[Interface markup and scripts]

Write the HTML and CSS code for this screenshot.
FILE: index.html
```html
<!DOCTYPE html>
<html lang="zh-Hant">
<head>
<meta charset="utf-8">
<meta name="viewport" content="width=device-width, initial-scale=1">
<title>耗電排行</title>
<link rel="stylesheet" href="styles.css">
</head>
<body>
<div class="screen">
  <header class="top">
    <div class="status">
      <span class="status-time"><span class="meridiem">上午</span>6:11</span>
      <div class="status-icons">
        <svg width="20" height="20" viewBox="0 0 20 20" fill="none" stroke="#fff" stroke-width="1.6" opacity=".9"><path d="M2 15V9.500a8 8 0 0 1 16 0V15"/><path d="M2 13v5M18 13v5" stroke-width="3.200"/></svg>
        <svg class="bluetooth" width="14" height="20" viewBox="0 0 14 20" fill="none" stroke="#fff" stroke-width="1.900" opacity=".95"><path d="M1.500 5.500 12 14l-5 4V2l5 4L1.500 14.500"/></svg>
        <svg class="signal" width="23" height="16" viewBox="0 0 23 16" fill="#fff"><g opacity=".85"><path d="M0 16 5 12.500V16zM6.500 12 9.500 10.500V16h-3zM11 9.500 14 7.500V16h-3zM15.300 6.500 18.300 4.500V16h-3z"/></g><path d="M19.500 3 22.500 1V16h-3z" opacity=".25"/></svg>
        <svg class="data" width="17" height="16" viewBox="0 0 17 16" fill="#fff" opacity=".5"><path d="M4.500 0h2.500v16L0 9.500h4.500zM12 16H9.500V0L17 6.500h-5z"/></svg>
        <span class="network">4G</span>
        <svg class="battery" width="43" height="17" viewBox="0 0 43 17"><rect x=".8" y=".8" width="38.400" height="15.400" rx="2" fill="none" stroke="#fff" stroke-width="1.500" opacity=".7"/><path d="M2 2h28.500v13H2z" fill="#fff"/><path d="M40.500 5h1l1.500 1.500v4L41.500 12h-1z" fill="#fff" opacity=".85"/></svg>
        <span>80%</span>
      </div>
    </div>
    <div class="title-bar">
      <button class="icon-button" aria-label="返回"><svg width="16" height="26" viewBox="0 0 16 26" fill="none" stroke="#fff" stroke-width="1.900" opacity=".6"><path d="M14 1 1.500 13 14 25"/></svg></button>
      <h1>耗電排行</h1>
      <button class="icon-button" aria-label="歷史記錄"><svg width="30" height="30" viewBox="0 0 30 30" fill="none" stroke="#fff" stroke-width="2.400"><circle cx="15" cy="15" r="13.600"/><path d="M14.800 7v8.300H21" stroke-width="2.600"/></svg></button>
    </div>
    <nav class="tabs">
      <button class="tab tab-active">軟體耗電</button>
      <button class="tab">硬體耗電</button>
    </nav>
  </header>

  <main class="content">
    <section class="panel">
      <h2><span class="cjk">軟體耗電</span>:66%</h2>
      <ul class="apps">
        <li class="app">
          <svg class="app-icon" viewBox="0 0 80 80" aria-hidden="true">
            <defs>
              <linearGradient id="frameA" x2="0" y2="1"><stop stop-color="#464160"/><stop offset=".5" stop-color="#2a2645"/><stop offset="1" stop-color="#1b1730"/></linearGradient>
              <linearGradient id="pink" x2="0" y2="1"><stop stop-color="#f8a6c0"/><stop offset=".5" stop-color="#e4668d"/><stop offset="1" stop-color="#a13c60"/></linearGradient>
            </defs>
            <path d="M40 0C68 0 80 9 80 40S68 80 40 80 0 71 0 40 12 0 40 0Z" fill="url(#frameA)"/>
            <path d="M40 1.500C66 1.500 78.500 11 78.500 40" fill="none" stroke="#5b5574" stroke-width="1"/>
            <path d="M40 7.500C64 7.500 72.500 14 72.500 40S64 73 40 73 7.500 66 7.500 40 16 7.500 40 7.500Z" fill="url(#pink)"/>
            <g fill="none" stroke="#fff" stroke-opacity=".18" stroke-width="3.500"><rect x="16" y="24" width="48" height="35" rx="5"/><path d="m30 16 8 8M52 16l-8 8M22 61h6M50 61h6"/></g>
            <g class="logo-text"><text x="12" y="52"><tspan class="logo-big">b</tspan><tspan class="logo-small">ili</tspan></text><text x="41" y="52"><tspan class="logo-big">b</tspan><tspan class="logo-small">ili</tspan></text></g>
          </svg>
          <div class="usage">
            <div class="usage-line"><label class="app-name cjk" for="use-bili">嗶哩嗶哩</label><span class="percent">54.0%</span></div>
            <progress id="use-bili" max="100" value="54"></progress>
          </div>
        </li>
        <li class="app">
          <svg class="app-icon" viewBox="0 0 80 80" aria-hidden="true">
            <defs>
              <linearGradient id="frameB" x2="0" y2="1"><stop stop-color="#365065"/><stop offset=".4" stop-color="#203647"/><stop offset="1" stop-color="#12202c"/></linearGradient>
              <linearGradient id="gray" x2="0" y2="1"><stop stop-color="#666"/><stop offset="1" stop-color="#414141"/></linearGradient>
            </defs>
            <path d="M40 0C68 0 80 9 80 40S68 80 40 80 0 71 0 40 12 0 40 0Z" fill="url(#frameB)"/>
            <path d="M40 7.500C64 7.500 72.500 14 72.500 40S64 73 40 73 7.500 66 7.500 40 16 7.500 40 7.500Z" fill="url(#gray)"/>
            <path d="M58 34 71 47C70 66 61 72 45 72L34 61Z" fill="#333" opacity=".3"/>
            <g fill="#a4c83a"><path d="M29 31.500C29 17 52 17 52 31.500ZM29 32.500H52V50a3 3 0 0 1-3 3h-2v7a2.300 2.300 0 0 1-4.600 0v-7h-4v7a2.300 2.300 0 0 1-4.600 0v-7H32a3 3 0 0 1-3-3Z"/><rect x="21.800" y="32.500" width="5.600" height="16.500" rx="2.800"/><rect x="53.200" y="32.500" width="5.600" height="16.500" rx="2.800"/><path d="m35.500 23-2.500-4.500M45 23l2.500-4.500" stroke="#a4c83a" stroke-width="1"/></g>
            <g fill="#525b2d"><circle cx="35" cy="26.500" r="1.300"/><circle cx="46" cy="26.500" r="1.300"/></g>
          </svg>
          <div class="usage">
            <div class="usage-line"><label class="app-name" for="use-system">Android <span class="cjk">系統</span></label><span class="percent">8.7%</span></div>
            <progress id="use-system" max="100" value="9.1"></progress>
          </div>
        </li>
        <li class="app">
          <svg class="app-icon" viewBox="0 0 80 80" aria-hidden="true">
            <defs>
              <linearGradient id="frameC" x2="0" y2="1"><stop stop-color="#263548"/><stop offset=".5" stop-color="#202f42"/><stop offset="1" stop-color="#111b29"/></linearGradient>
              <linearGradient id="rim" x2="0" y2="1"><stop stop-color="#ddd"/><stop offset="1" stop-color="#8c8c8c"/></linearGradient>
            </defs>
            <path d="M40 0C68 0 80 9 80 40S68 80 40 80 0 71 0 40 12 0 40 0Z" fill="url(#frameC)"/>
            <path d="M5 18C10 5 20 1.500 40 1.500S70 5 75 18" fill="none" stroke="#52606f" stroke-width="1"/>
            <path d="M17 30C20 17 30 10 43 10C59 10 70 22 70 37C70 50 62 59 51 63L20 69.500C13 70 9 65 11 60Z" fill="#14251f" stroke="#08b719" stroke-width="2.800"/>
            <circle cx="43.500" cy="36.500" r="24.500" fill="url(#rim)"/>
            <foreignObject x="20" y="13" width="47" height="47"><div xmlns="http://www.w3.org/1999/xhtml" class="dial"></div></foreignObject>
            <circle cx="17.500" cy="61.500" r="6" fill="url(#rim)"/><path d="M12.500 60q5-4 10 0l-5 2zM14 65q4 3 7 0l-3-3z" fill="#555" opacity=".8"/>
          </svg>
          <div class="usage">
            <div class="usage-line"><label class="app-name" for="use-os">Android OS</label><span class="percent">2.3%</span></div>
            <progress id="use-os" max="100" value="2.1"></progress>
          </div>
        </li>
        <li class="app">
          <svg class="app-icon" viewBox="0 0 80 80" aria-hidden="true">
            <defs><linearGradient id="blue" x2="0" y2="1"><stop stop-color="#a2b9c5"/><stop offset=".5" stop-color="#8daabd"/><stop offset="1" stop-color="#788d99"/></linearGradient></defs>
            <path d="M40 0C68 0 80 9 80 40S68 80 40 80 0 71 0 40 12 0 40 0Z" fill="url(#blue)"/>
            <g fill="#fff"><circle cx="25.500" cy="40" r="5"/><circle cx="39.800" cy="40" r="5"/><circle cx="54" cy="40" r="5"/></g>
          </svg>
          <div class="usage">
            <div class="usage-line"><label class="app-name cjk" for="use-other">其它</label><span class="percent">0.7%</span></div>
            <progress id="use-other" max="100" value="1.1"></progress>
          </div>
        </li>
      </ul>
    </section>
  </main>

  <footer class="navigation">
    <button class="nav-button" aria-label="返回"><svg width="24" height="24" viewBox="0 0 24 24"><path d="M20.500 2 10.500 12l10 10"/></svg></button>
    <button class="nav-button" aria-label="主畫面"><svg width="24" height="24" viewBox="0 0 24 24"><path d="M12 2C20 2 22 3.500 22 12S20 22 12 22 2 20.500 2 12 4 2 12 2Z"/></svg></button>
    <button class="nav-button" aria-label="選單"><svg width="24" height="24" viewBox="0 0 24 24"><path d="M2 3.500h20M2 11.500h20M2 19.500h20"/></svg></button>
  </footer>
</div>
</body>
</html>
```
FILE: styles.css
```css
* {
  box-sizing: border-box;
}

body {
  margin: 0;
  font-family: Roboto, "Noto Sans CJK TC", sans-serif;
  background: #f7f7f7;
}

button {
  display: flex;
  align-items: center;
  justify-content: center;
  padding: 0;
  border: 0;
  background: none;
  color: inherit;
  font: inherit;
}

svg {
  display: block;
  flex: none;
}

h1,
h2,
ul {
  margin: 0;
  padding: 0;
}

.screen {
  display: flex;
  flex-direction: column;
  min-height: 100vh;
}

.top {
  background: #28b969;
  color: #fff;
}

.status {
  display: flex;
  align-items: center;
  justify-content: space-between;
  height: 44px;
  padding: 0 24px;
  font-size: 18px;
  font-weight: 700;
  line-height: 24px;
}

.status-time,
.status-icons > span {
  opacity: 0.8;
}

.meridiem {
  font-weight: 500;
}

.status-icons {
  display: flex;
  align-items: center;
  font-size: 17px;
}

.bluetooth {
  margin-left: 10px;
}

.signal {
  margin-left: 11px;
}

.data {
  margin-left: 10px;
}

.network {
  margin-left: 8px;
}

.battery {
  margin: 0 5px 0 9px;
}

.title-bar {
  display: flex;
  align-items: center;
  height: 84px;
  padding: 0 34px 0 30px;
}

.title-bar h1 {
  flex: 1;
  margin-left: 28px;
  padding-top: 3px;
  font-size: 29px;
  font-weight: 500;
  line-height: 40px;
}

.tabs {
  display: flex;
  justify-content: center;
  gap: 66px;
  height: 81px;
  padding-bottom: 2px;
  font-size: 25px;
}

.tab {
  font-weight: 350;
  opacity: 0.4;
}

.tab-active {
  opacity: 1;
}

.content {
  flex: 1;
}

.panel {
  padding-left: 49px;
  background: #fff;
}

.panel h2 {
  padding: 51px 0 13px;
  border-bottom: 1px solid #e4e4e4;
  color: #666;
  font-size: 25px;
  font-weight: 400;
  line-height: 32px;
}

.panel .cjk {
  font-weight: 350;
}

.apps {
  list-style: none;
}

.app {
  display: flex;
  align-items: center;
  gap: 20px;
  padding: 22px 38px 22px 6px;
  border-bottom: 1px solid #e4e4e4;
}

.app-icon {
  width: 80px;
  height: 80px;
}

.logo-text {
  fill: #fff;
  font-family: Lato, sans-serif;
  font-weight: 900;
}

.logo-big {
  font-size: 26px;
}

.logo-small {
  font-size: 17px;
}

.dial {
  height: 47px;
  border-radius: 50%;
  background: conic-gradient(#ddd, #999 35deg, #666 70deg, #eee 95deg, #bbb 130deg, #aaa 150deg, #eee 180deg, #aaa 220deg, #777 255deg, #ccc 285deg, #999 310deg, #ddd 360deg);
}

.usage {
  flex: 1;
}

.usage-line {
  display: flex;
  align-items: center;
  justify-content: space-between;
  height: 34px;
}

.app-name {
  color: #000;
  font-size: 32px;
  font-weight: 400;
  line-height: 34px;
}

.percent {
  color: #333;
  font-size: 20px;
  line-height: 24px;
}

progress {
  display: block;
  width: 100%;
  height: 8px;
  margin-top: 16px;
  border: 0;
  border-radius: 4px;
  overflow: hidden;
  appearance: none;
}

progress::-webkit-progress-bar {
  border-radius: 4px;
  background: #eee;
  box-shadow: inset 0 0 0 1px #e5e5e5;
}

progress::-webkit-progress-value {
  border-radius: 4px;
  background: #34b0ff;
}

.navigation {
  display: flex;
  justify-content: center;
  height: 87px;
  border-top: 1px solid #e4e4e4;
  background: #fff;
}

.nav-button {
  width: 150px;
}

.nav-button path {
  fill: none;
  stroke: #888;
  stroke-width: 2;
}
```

---

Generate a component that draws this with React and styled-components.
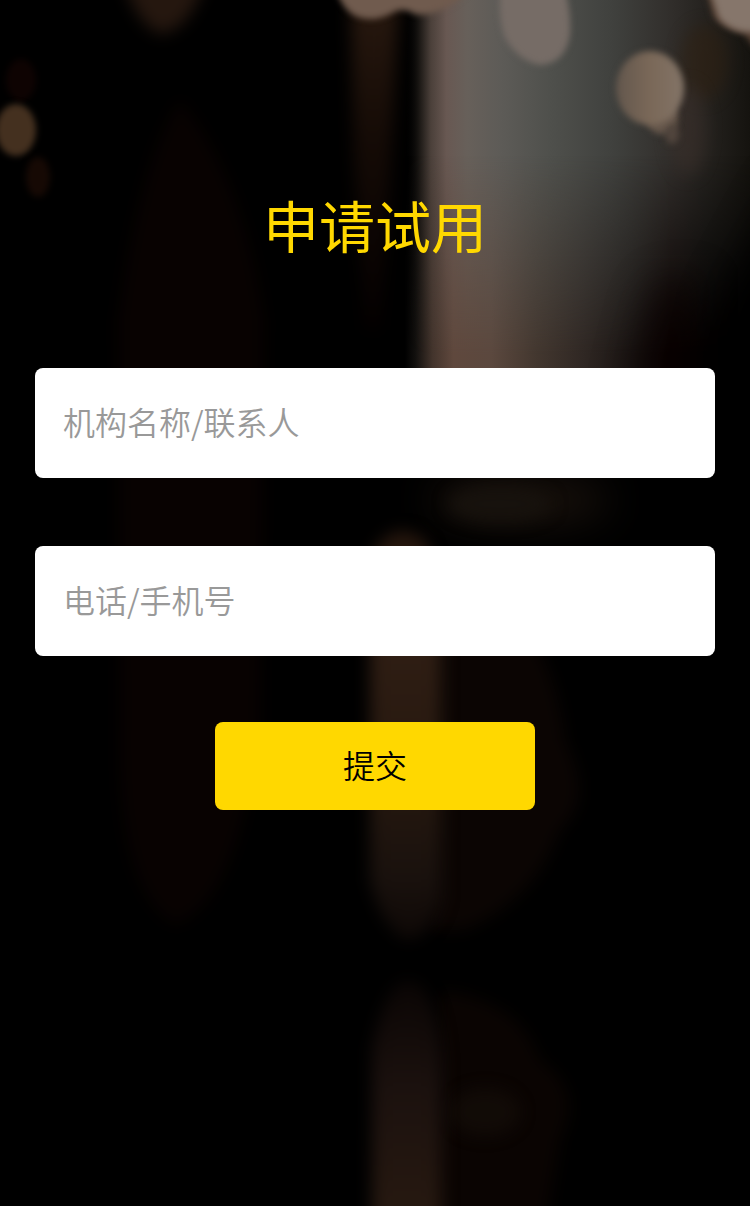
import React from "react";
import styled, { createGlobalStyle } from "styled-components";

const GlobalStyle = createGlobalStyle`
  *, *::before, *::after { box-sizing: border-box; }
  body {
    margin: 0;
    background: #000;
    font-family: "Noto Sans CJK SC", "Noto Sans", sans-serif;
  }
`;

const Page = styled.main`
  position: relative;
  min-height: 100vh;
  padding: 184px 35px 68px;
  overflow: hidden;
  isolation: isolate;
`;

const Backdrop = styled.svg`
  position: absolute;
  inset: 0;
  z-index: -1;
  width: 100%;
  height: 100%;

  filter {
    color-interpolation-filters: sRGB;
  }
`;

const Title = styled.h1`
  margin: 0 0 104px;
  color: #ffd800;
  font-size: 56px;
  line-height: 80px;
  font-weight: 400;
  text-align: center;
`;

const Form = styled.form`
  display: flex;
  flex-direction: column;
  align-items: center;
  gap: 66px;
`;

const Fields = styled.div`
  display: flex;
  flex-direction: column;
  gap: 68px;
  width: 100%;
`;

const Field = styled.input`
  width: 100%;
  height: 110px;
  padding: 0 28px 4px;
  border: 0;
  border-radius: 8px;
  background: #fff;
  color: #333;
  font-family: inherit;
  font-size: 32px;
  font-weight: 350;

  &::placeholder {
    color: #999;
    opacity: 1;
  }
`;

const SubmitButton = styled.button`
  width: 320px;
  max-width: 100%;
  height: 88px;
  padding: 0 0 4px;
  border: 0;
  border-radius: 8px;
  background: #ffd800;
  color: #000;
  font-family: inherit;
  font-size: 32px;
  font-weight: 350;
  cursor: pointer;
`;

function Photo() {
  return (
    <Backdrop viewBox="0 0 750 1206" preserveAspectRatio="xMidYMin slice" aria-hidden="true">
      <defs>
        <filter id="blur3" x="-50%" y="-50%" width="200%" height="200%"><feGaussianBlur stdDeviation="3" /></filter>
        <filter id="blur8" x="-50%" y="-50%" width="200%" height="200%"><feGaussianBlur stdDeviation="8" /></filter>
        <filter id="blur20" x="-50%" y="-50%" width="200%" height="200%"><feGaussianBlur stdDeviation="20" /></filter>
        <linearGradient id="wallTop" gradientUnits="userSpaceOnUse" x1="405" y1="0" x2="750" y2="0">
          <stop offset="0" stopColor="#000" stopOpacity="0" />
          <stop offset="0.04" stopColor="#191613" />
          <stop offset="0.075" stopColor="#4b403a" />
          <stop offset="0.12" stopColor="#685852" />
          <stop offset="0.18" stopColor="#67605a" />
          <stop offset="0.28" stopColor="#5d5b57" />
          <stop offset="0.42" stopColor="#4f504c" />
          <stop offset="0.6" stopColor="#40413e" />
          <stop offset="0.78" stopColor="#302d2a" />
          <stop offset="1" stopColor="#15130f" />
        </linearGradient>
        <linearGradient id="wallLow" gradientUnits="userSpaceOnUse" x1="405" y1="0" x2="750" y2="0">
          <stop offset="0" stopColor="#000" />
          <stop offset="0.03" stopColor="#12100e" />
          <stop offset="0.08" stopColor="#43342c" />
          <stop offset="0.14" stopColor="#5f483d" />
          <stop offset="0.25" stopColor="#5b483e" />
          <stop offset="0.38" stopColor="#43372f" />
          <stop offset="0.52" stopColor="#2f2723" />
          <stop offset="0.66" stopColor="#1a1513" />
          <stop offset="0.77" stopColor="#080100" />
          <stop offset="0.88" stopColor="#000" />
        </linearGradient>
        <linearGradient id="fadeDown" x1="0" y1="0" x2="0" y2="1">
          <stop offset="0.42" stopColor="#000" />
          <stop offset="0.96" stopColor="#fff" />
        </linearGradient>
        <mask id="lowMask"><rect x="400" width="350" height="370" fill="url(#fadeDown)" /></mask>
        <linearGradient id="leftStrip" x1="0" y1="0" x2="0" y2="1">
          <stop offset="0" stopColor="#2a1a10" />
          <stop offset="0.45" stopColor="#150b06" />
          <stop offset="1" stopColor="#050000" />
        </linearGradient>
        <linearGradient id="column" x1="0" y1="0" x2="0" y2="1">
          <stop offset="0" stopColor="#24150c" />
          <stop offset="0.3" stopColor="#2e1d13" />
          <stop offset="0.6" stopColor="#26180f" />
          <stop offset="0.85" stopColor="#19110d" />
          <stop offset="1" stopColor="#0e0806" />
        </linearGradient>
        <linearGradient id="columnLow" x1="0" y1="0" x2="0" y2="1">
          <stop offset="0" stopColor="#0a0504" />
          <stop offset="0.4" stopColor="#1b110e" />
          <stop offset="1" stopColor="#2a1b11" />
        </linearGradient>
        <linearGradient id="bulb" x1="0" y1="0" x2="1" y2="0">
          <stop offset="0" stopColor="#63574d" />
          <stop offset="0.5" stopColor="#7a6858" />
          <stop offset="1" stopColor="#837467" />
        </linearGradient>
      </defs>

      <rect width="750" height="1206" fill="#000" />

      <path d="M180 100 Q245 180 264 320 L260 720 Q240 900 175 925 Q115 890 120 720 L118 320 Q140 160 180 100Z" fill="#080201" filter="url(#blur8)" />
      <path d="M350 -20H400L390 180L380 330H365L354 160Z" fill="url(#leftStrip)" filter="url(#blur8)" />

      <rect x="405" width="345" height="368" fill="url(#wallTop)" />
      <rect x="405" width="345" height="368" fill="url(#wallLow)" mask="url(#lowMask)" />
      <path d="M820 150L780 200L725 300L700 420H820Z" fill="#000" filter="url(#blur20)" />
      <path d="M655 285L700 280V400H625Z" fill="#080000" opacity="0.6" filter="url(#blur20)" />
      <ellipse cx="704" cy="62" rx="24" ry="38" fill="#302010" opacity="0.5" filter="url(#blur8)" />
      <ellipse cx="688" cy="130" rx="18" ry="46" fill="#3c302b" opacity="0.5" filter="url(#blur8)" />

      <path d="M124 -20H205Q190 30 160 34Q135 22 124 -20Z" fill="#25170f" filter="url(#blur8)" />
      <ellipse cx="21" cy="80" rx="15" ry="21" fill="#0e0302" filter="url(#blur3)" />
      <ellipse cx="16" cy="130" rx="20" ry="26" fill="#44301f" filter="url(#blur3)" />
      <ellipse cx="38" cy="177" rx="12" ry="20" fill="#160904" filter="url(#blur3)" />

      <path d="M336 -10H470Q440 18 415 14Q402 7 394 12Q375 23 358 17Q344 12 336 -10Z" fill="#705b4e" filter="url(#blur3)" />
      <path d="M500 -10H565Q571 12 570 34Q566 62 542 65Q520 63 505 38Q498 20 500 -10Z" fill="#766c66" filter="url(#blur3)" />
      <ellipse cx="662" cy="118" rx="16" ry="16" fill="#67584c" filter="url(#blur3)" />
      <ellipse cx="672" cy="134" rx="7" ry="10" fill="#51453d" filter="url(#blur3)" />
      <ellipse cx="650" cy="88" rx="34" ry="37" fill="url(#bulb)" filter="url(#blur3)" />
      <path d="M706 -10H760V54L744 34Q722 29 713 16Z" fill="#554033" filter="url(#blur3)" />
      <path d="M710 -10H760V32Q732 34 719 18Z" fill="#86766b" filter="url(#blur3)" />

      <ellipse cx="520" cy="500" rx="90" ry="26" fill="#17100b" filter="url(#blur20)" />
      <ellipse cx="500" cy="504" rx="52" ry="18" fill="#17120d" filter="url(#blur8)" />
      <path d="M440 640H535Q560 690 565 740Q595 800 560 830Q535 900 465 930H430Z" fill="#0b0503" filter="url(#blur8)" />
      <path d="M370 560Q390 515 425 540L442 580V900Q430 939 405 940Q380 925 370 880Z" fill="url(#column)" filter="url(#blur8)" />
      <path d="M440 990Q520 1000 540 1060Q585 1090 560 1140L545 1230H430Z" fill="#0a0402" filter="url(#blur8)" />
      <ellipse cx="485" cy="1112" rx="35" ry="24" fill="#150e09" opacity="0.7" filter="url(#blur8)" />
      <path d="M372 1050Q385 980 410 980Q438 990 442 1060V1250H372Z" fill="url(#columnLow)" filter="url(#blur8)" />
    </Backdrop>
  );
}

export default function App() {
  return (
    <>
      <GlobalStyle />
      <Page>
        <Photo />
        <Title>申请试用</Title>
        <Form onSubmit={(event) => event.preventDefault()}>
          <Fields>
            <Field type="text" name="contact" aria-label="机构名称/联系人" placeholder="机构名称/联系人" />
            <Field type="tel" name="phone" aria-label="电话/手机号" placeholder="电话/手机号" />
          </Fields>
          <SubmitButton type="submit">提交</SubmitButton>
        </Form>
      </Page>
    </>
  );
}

[What is being asked]: Scan the listing above and copy all lines containing the word "React".

[Result]:
Generate a component that draws this with React and styled-components.
import React from "react";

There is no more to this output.